FTC offers mobile app privacy advice
Sept. 12, 2012 -- One of Washington’s hot issues at the moment involves what kind of privacy requirements should be imposed on developers of mobile apps (a recent study by the Pew Internet Project found that half of the 43 percent of cell phone users who download apps take preventative measures to keep their information from being shared with app developers). The Commerce Department is leading a “multi-stakeholder process” designed to develop enforceable rules in this area.
But despite the uncertainty as to how those rules will develop, the Federal Trade Commission has stepped in with its own guidance.
The FTC’s posting, “Marketing Your Mobile App: Get it right from the start,” attempts to provide guidance for businesses using mobile apps. Its truth-in-advertising sections are standard, but its privacy recommendations arguably go beyond existing law.
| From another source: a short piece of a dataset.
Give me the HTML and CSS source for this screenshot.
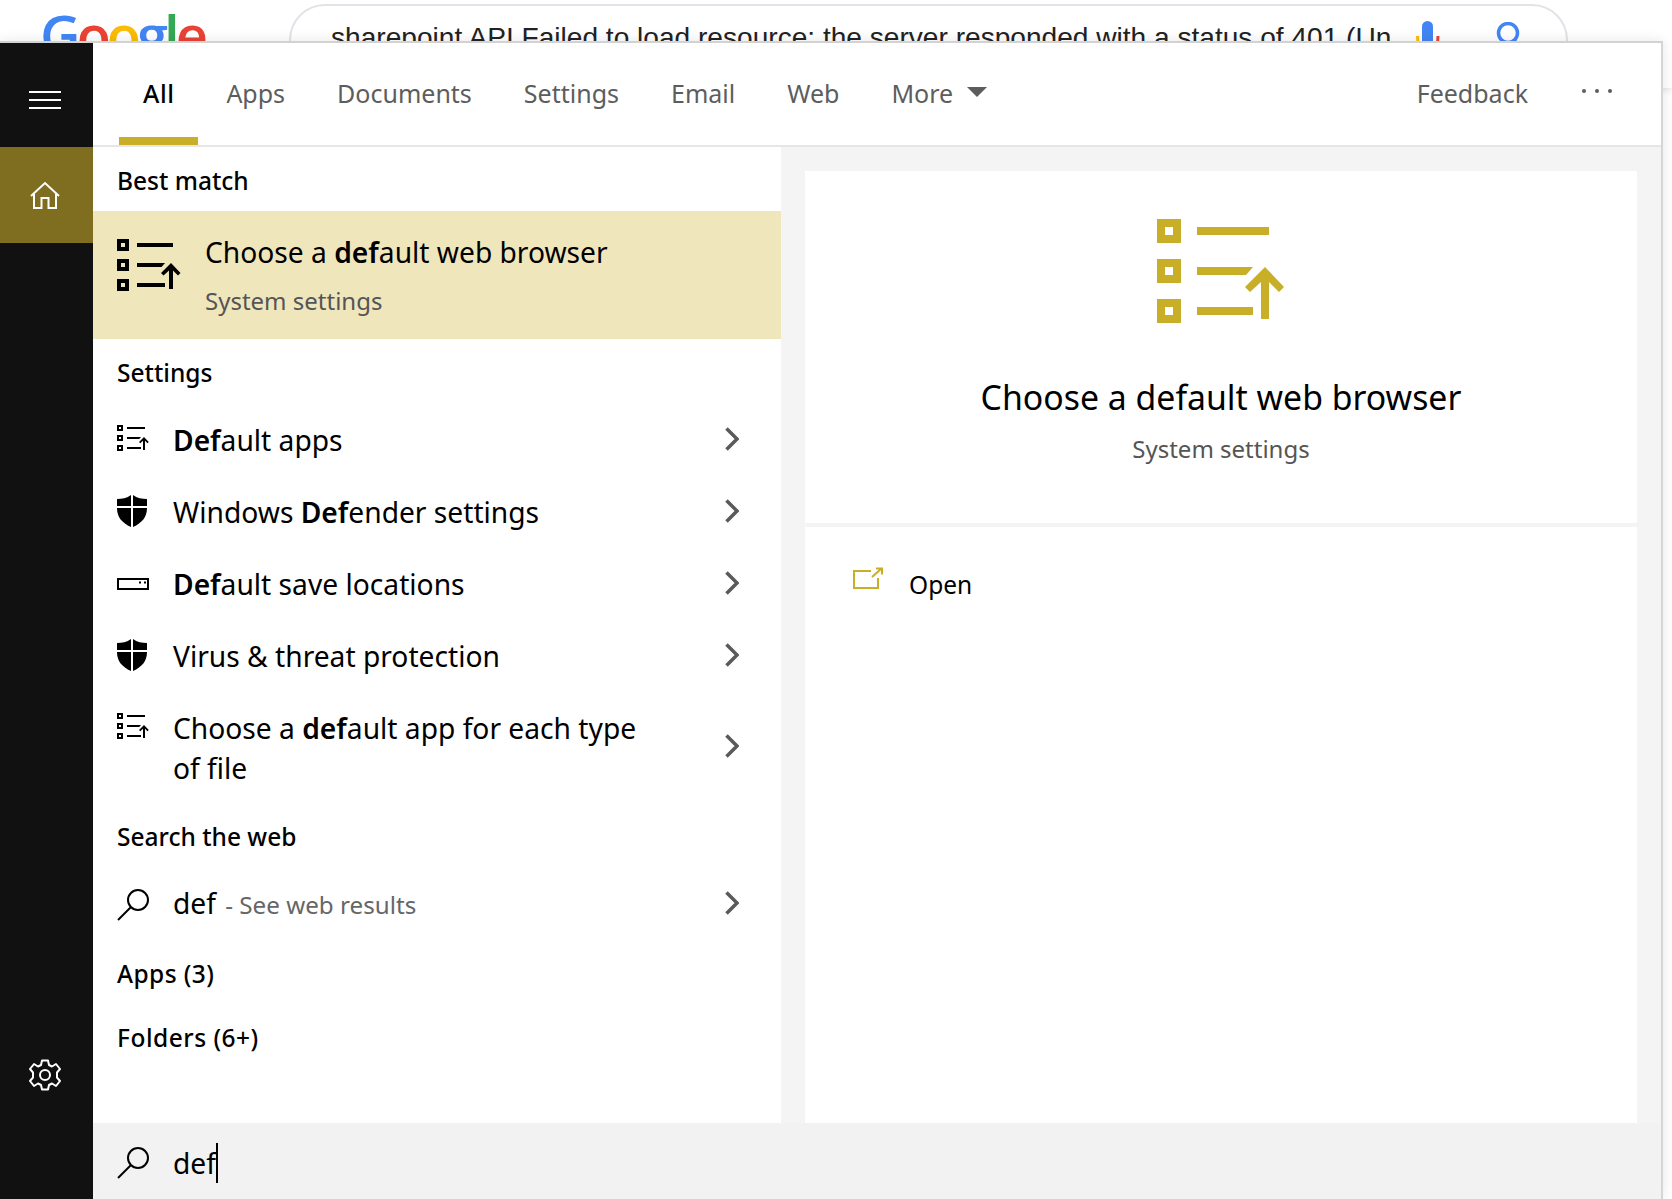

The FTC posting initially advises businesses to build privacy considerations into their practices from the start. That’s the FTC’s new “privacy by design” mantra. Among other things it calls for retaining only information that is necessary, and for making default privacy settings “consistent with what people would expect based on the kind of app you’re selling.” While the tagline “privacy by design” is new, these principles are consistent with existing privacy laws.
Next, the FTC urges transparency about privacy practices, particularly with respect to data sharing: “For example, if you share information with another company, tell your users and give them information about that company’s data practices.”
The agency’s third key guideline, about making privacy choices easy to find and use, relates to the FTC’s concern that many privacy policies are so long and legalistic that consumers will never read or understand them. Long legal disclosures are a particular problem for mobile apps, where some disclosures involve scores of screens of text. But the FTC’s advice consists mostly of just giving the legal requirements (“clear and conspicuous,” “easy to find,” “simple to use”) while leaving app developers the difficult job of applying those principles.
The agency goes on to emphasize the number-one principle of privacy law (“Honor your privacy promises”), and to point out the special rules for any intentional collection of information from children. It also points out the need to keep data secure.
Significantly, the posting asserts that app developers need express consent before collecting “sensitive information,” which it defines to include “medical, financial or precise geolocation information.” At least with respect to geolocation information, this arguably goes beyond existing law. For example, where collection and use of geolocation data is essential to the app, many developers presume consent from the consumer’s installation and use of the app. And the issue of whether geolocation information should be deemed “sensitive,” and thereby subject to special rules, is one of the key issues in the current mobile app privacy debate.
The FTC’s guidance may be vague -- and it may have stretched the law a bit -– but if you are involved with mobile apps, it is worth consulting and considering.